Exactly retype the lines from the top of the data through the line containing "FaFileInvoice, FaListUl, FaSearch", leaving out every picture.

[Begin]

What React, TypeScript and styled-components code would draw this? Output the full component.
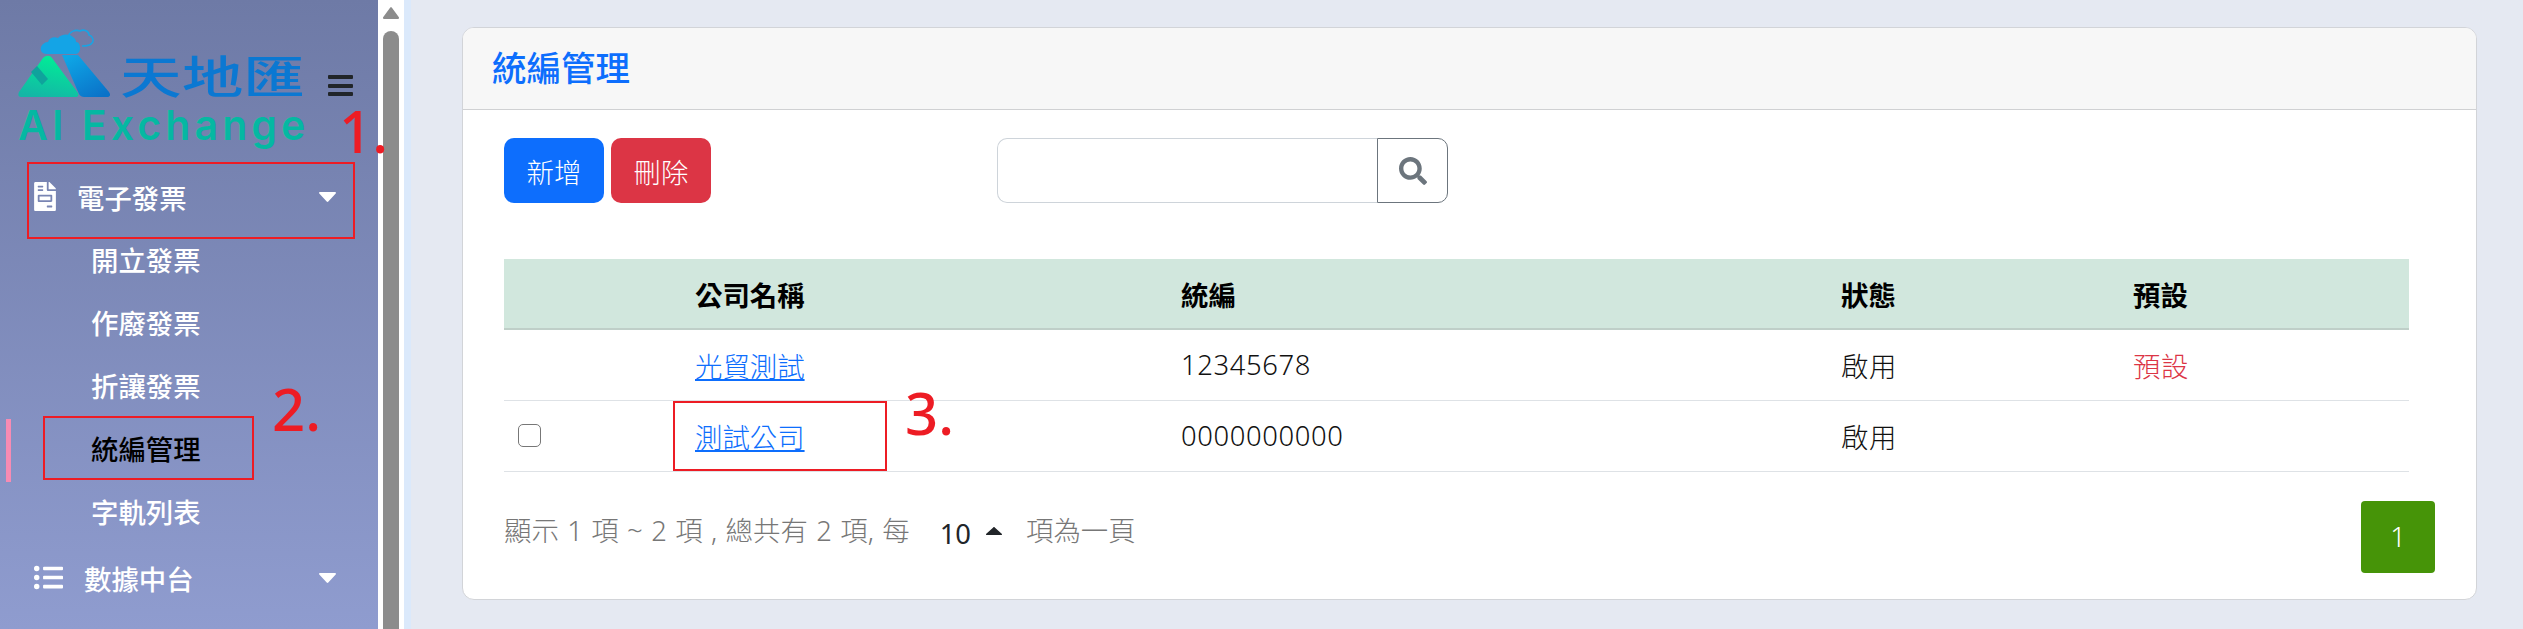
import { createGlobalStyle, styled } from 'styled-components'
import { FaFileInvoice, FaListUl, FaSearch } from 'react-icons/fa'

const GlobalStyle = createGlobalStyle`
  html, body {
    margin: 0;
    padding: 0;
    background: #e5e9f2;
  }
  * {
    box-sizing: border-box;
  }
`

const subItems = ['開立發票', '作廢發票', '折讓發票', '統編管理', '字軌列表']

const App = () => {
  return (
    <Page>
      <GlobalStyle />
      <Sidebar>
        <Brand>
          <BrandTop>
            <LogoMark />
            <BrandName>天地匯</BrandName>
            <Hamburger>
              <span />
              <span />
              <span />
            </Hamburger>
          </BrandTop>
          <BrandSub>AI Exchange</BrandSub>
        </Brand>
        <MenuRow>
          <MenuIcon>
            <FaFileInvoice />
          </MenuIcon>
          <MenuLabel>電子發票</MenuLabel>
          <MenuCaret />
        </MenuRow>
        {subItems.map((item) => (
          <SubItem key={item} $active={item === '統編管理'}>
            {item}
          </SubItem>
        ))}
        <MenuRow $last>
          <MenuIcon $wide>
            <FaListUl />
          </MenuIcon>
          <MenuLabel>數據中台</MenuLabel>
          <MenuCaret />
        </MenuRow>
      </Sidebar>

      <ScrollTrack>
        <ScrollArrow />
        <ScrollThumb />
      </ScrollTrack>
      <Gutter />

      <Main>
        <Card>
          <CardHeader>統編管理</CardHeader>
          <CardBody>
            <Toolbar>
              <ActionButton $color="#0d6efd">新增</ActionButton>
              <ActionButton $color="#dc3545">刪除</ActionButton>
              <SearchGroup>
                <SearchInput />
                <SearchButton>
                  <FaSearch />
                </SearchButton>
              </SearchGroup>
            </Toolbar>

            <Table>
              <colgroup>
                <col width={184} />
                <col width={486} />
                <col width={660} />
                <col width={292} />
                <col width={283} />
              </colgroup>
              <thead>
                <tr>
                  <th />
                  <th>公司名稱</th>
                  <th>統編</th>
                  <th>狀態</th>
                  <th>預設</th>
                </tr>
              </thead>
              <tbody>
                <tr>
                  <td />
                  <td>
                    <CompanyLink href="#">光貿測試</CompanyLink>
                  </td>
                  <td>12345678</td>
                  <td>啟用</td>
                  <DefaultCell>預設</DefaultCell>
                </tr>
                <tr>
                  <td>
                    <RowCheck type="checkbox" />
                  </td>
                  <td>
                    <CompanyLink href="#">測試公司</CompanyLink>
                  </td>
                  <td>0000000000</td>
                  <td>啟用</td>
                  <td />
                </tr>
              </tbody>
            </Table>

            <Footer>
              <FooterInfo>
                <FooterText>顯示 1 項 ~ 2 項 , 總共有 2 項, 每</FooterText>
                <PageSize>
                  10
                  <SizeCaret />
                </PageSize>
                <FooterText>項為一頁</FooterText>
              </FooterInfo>
              <PageButton>1</PageButton>
            </Footer>
          </CardBody>
        </Card>
      </Main>

      <NoteBox $x={27} $y={162} $w={328} $h={77} />
      <NoteBox $x={43} $y={416} $w={211} $h={64} />
      <NoteBox $x={673} $y={401} $w={214} $h={70} />
      <NoteNumber $x={339} $y={95}>
        1.
      </NoteNumber>
      <NoteNumber $x={272} $y={373}>
        2.
      </NoteNumber>
      <NoteNumber $x={905} $y={377}>
        3.
      </NoteNumber>
    </Page>
  )
}

const LogoMark = () => (
  <svg width="92" height="68" viewBox="0 0 92 68">
    <defs>
      <linearGradient id="leftLeg" x1="0.6" y1="0" x2="0.3" y2="1">
        <stop offset="0" stopColor="#00ee96" />
        <stop offset="1" stopColor="#14b6a6" />
      </linearGradient>
      <linearGradient id="rightLeg" x1="0.2" y1="0" x2="0.8" y2="1">
        <stop offset="0" stopColor="#0ea6e6" />
        <stop offset="1" stopColor="#0a72c8" />
      </linearGradient>
    </defs>
    <path
      d="M50 8c1-5 7-8 12-6 4-2 9 0 9 4 4 1 5 6 3 8-2 3-6 3-10 3"
      fill="none"
      stroke="#18a4e4"
      strokeWidth="1.6"
    />
    <path
      d="M29 25c-5 0-7-3-6-7 1-3 4-5 7-5 1-4 6-6 10-4 3-4 11-5 15-1 3 2 3 4 3 5 3 0 4 3 4 6 0 4-2 6-5 6z"
      fill="#14a4e6"
    />
    <path
      d="M25 29c3-3 7-3 9 0L60 64c1 2 0 4-2 4H3c-3 0-3-3-2-5z"
      fill="url(#leftLeg)"
    />
    <path d="M13 43l6-6 11 13-6 6z" fill="#0fa39c" />
    <path
      d="M44 26h16L91 63c2 3 1 5-2 5H66c-2 0-4-1-5-3z"
      fill="url(#rightLeg)"
    />
  </svg>
)

const Caret = ({ className }: { className?: string }) => (
  <svg className={className} viewBox="0 0 17 10" preserveAspectRatio="none">
    <path d="M1 0h15c1 0 1.300 1 .7 1.600L9.300 9.500c-.4.500-1.200.500-1.600 0L.3 1.600C-.3 1 0 0 1 0z" />
  </svg>
)

const Page = styled.div`
  position: relative;
  display: flex;
  width: 2523px;
  height: 629px;
  overflow: hidden;
  font-family: 'Noto Sans', 'Noto Sans CJK TC', sans-serif;
  font-size: 27.4px;
  color: #212529;
`

const Sidebar = styled.aside`
  display: flex;
  flex-direction: column;
  flex: 0 0 378px;
  background: linear-gradient(180deg, #6e7aa6 0%, #8f9ccf 100%);
  color: #fff;
`

const Brand = styled.div`
  height: 167px;
  padding: 29px 0 0 18px;
`

const BrandTop = styled.div`
  display: flex;
  align-items: flex-end;
  height: 68px;
`

const BrandName = styled.div`
  flex: 0 0 208px;
  margin-left: 10px;
  font-size: 45px;
  line-height: 40px;
  font-weight: 500;
  color: #0b78d2;
  transform: scaleX(1.37);
  transform-origin: left center;
`

const Hamburger = styled.div`
  display: flex;
  flex-direction: column;
  gap: 4.500px;
  width: 25px;
  margin-bottom: 1px;

  span {
    height: 4px;
    background: #212529;
    border-radius: 1px;
  }
`

const BrandSub = styled.div`
  margin-top: 5px;
  font-family: Inter, sans-serif;
  font-size: 41px;
  line-height: 46px;
  font-weight: 600;
  letter-spacing: 4.100px;
  color: #05b8a2;
`

const MenuRow = styled.div<{ $last?: boolean }>`
  display: flex;
  align-items: center;
  height: 63px;
  margin-top: ${(p) => (p.$last ? '3px' : '0')};
  padding: 0 42px 4px 34px;
  font-weight: 500;
`

const MenuCaret = styled(Caret)`
  width: 17px;
  height: 10px;
  margin-left: auto;
  fill: #fff;
`

const MenuIcon = styled.span<{ $wide?: boolean }>`
  display: flex;
  flex: 0 0 ${(p) => (p.$wide ? '50px' : '43px')};

  svg {
    width: ${(p) => (p.$wide ? '29px' : '22px')};
    height: 29px;
  }
`

const MenuLabel = styled.span`
  white-space: nowrap;
`

const SubItem = styled.div<{ $active?: boolean }>`
  height: 63px;
  line-height: 61px;
  padding-left: ${(p) => (p.$active ? '80px' : '91px')};
  font-weight: 500;
  color: ${(p) => (p.$active ? '#000' : '#fff')};
  margin-left: ${(p) => (p.$active ? '6px' : '0')};
  border-left: ${(p) => (p.$active ? '5px solid #f78bb3' : '0')};
`

const ScrollTrack = styled.div`
  display: flex;
  flex-direction: column;
  align-items: center;
  flex: 0 0 26px;
  background: #fff;
`

const ScrollArrow = styled(Caret)`
  flex: none;
  width: 16px;
  height: 12px;
  margin: 7px 0 12px;
  fill: #8c8c8c;
  transform: rotate(180deg);
`

const ScrollThumb = styled.div`
  flex: 1;
  width: 16px;
  background: #8c8c8c;
  border-radius: 8px 8px 0 0;
`

const Gutter = styled.div`
  flex: 0 0 7px;
  background: #dbe9fb;
`

const Main = styled.main`
  flex: 1;
  padding: 27px 46px 29px 51px;
  background: #e5e9f2;
`

const Card = styled.section`
  display: flex;
  flex-direction: column;
  height: 573px;
  background: #fff;
  border: 1px solid #d2d4d8;
  border-radius: 12px;
  overflow: hidden;
`

const CardHeader = styled.header`
  height: 82px;
  padding-left: 29px;
  background: #f7f7f7;
  border-bottom: 1.500px solid #d0d1d3;
  font-size: 34.500px;
  font-weight: 500;
  line-height: 80px;
  color: #0d6efd;
`

const CardBody = styled.div`
  padding: 28px 67px 0 41px;
`

const Toolbar = styled.div`
  display: flex;
  gap: 7px;
  height: 65px;
`

const ActionButton = styled.button<{ $color: string }>`
  width: 100px;
  padding: 0;
  border: 0;
  border-radius: 10px;
  background: ${(p) => p.$color};
  color: #fff;
  font: inherit;
  font-weight: 300;
`

const SearchGroup = styled.div`
  display: flex;
  margin-left: 279px;
`

const SearchInput = styled.input`
  width: 380px;
  border: 1px solid #ced4da;
  border-right: 0;
  border-radius: 10px 0 0 10px;
  background: #fff;
  outline: none;
`

const SearchButton = styled.button`
  display: flex;
  align-items: center;
  justify-content: center;
  width: 71px;
  padding: 0;
  background: #fff;
  border: 1px solid #6c757d;
  border-radius: 0 10px 10px 0;
  color: #6c757d;

  svg {
    width: 28px;
    height: 28px;
  }
`

const Table = styled.table`
  width: 1905px;
  margin-top: 56px;
  border-collapse: collapse;
  table-layout: fixed;

  th {
    height: 70px;
    padding: 0 0 0 7px;
    background: #d1e7dd;
    border-bottom: 2px solid #bfcfc8;
    text-align: left;
    font-weight: 700;
    color: #000;
  }

  td {
    height: 71px;
    padding: 0 0 0 7px;
    border-bottom: 1.500px solid #dee2e6;
    letter-spacing: 0.600px;
    font-weight: 300;
    color: #111;
  }
`

const CompanyLink = styled.a`
  color: #0d6efd;
  letter-spacing: 0;
`

const DefaultCell = styled.td`
  && {
    color: #dc3545;
  }
`

const RowCheck = styled.input`
  display: block;
  width: 23px;
  height: 23px;
  margin: 0 0 0 7px;
  appearance: none;
  background: #fff;
  border: 1.500px solid #777;
  border-radius: 5px;
`

const Footer = styled.div`
  display: flex;
  align-items: center;
  height: 72px;
  margin-top: 29px;
  color: #777;
`

const FooterInfo = styled.div`
  display: flex;
  align-items: center;
  margin-bottom: 16px;
  font-weight: 300;
`

const FooterText = styled.span`
  white-space: nowrap;
  word-spacing: 1.300px;
`

const PageSize = styled.span`
  display: flex;
  align-items: center;
  margin: 9px 24px 0 30px;
  color: #212529;
  font-weight: 400;
`

const SizeCaret = styled(Caret)`
  width: 16px;
  height: 8px;
  margin: -5px 0 0 15px;
  fill: #212529;
  transform: rotate(180deg);
`

const PageButton = styled.button`
  width: 74px;
  height: 72px;
  margin-left: auto;
  margin-right: -26px;
  padding: 0;
  border: 0;
  border-radius: 4px;
  background: #469408;
  color: #fff;
  font: inherit;
  font-weight: 300;
`

const NoteBox = styled.div<{ $x: number; $y: number; $w: number; $h: number }>`
  position: absolute;
  left: ${(p) => p.$x}px;
  top: ${(p) => p.$y}px;
  width: ${(p) => p.$w}px;
  height: ${(p) => p.$h}px;
  border: 2px solid #ed1c24;
`

const NoteNumber = styled.div<{ $x: number; $y: number }>`
  position: absolute;
  left: ${(p) => p.$x}px;
  top: ${(p) => p.$y}px;
  font-size: 58px;
  line-height: 72px;
  font-weight: 500;
  color: #ed1c24;
`

export default App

[End]

**Answer to this problem**
What React, TypeScript and styled-components code would draw this? Output the full component.
import { createGlobalStyle, styled } from 'styled-components'
import { FaFileInvoice, FaListUl, FaSearch } from 'react-icons/fa'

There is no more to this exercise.